What is required —
All lines in which the word "React" occurs are to be extracted.
++++++++++++++++++++
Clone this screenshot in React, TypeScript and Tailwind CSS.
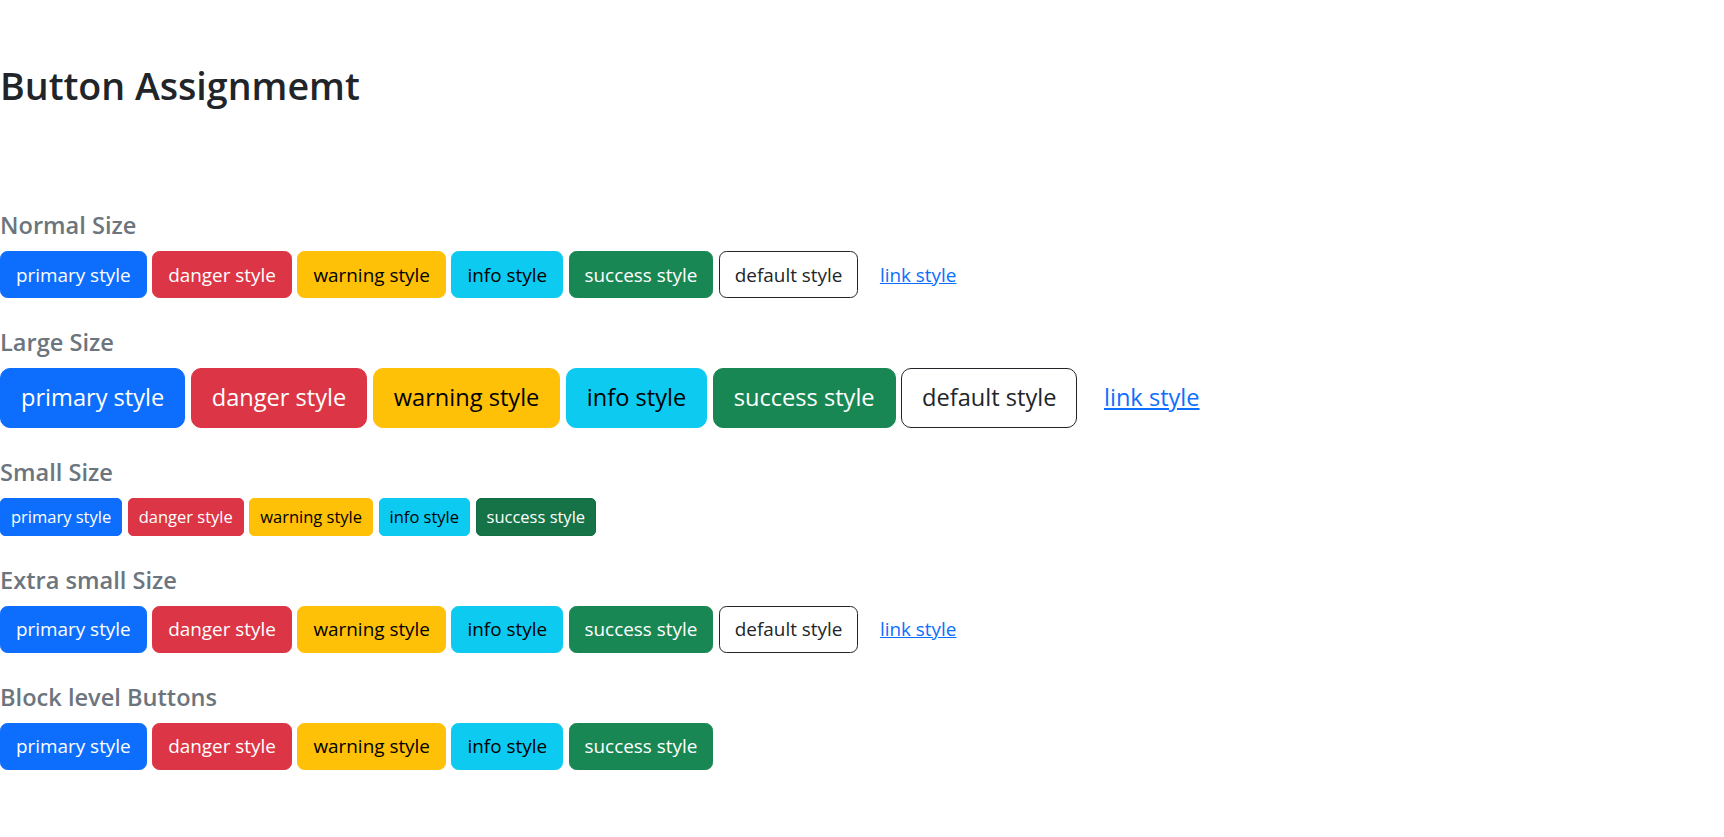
const variants = [
  { label: "primary style", cls: "bg-[#0d6efd] border-[#0d6efd] text-white" },
  { label: "danger style", cls: "bg-[#dc3545] border-[#dc3545] text-white" },
  { label: "warning style", cls: "bg-[#ffc107] border-[#ffc107] text-black" },
  { label: "info style", cls: "bg-[#0dcaf0] border-[#0dcaf0] text-black" },
  { label: "success style", cls: "bg-[#198754] border-[#198754] text-white" },
  { label: "default style", cls: "bg-white border-[#212529] text-[#212529]" },
  { label: "link style", cls: "bg-transparent border-transparent text-[#0d6efd] underline" },
];

// bootstrap sizes at 125%, font shrunk a bit since Open Sans runs wider than Segoe UI
const sizes = {
  normal: "text-[18.9px] leading-[30px] px-[15px] py-[7.5px] rounded-[7.5px]",
  large: "text-[23.6px] leading-[37.5px] px-[20px] py-[10px] rounded-[10px]",
  small: "text-[16.5px] leading-[26.25px] px-[10px] py-[5px] rounded-[5px]",
};

const Row = ({ size, count, darkSuccess }: { size: keyof typeof sizes; count: number; darkSuccess?: boolean }) => (
  <div className="flex gap-[5.5px]">
    {variants.slice(0, count).map((v) => (
      <button
        key={v.label}
        className={`border-[1.25px] ${sizes[size]} ${
          darkSuccess && v.label === "success style" ? "bg-[#157347] border-[#146c43] text-white" : v.cls
        }`}>
        {v.label}
      </button>
    ))}
  </div>
);

const Section = ({ title, children }: { title: string; children: React.ReactNode }) => (
  <div className="mt-[29px]">
    <h5 className="text-[23.6px] leading-[30px] font-semibold text-[#6c757d] mb-[11px]">{title}</h5>
    {children}
  </div>
);

export default function App() {
  return (
    <div className="bg-white min-h-screen pt-[62px] text-[#212529] font-['Open_Sans',sans-serif]">
      <h2 className="text-[37.6px] leading-[48px] font-semibold mb-[100px]">Button Assignmemt</h2>
      <Section title="Normal Size">
        <Row size="normal" count={7} />
      </Section>
      <Section title="Large Size">
        <Row size="large" count={7} />
      </Section>
      <Section title="Small Size">
        <Row size="small" count={5} darkSuccess />
      </Section>
      <Section title="Extra small Size">
        <Row size="normal" count={7} />
      </Section>
      <Section title="Block level Buttons">
        <Row size="normal" count={5} />
      </Section>
    </div>
  );
}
++++++++++++++++++++
Solved exercise —
Clone this screenshot in React, TypeScript and Tailwind CSS.
const Section = ({ title, children }: { title: string; children: React.ReactNode }) => (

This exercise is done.